I’m sure you’ve heard of these three words, but what do they mean if they’re used interchangeably? Read on to learn the key differences between collaborations, coalitions, and networks.
At its most basic, collaboration just means working together. In non-profit lingo, collaborations generally include things like information sharing, program coordination, and joint planning (source 1). Two or more organizations get together and have a limited interaction, achieve a mutually beneficial goal like jointly planning an event or learning from each other. Key characteristics of collaborations:
- a few organizations
- limited in time
- not necessarily formalized in any way
- may be around a shared, specified goal
Can you think of any collaborations you’ve recently been part of or heard of?
Usually formed for a specific, common goal, a coalition involves a group of organizations that get together, share responsibilities, and may disband after achieving their goal. Coalitions exist to bring broader attention and action to a large goal that affects many stakeholders. For example, if a coalition formed to pass or prevent legislation, it would have more leverage than an individual organization, because it can reach more people, access greater resources, and bring different perspectives to the strategy. Often, coalitions are short-lived and end after successfully accomplishing its goal. Key characteristics of coalitions and alliances:
- multiple organizations
- usually limited in time
- usually have a specific goal
- varying levels of formalization
- may have a specified convener or facilitator
What goal, larger than your organization’s mission statement, would be best achieved by a coalition?

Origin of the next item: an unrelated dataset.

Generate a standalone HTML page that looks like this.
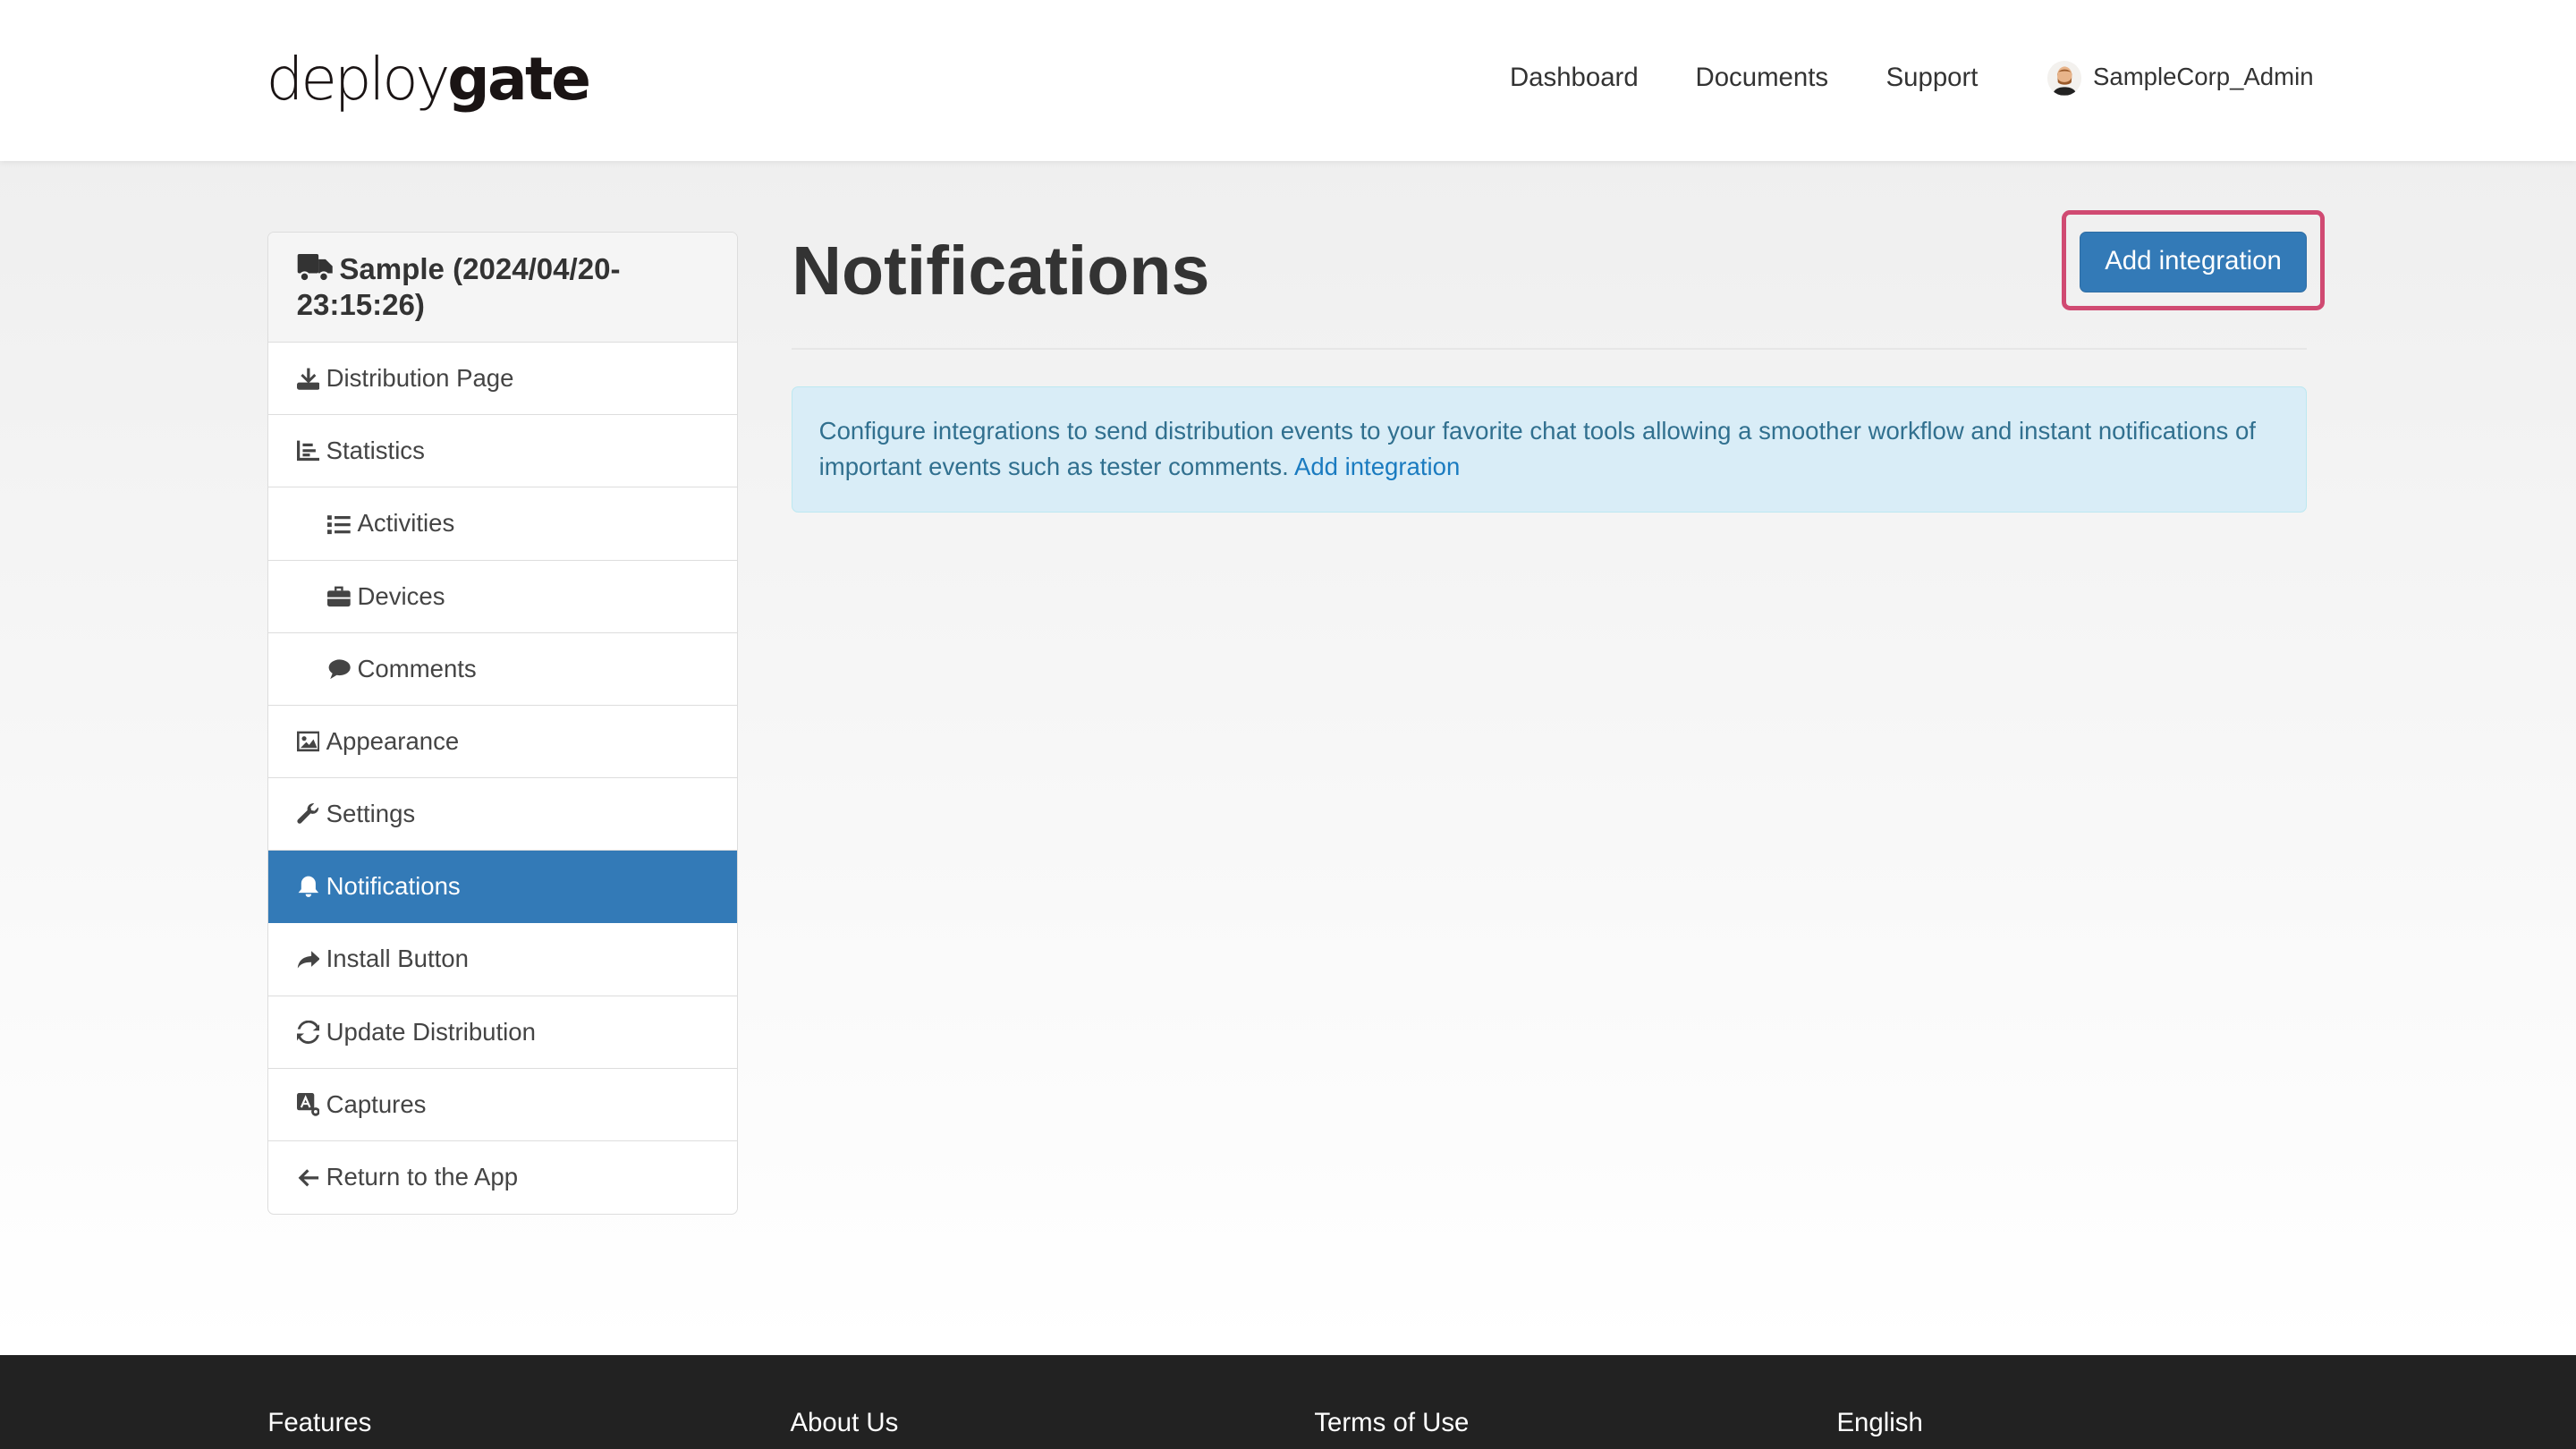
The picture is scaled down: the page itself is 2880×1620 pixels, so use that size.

A network is a set of organizations with diverse relationships, strengths of relationships and trust between them. One way to think about it is like an ecosystem – there are different types of actors, but they work together – some more closely than others. Collaborations and coalitions happen within larger networks. As June Holley writes, in her Network Weaver Handbook: “networks are different than organizations: there is no boss who can fire members if they don’t do their job, there are no weekly staff meetings to ensure that communication and learning are taking place, and there are no teams or departments to organize the work and distribute funds.” Key network characteristics:
- multiple organizations,
- no necessary convener,
- evolve over time and persist beyond goal,
- not necessarily formal or intentional, but can be,
- may exist for specific goal, or for broader support function
Armed with the knowledge of the differences between collaborations, coalitions, and networks, what is a good next step for your organization to strengthen its relationships? Will you choose a time-bound partnership, facilitate a group toward a common goal, or get to meeting and greeting new peers?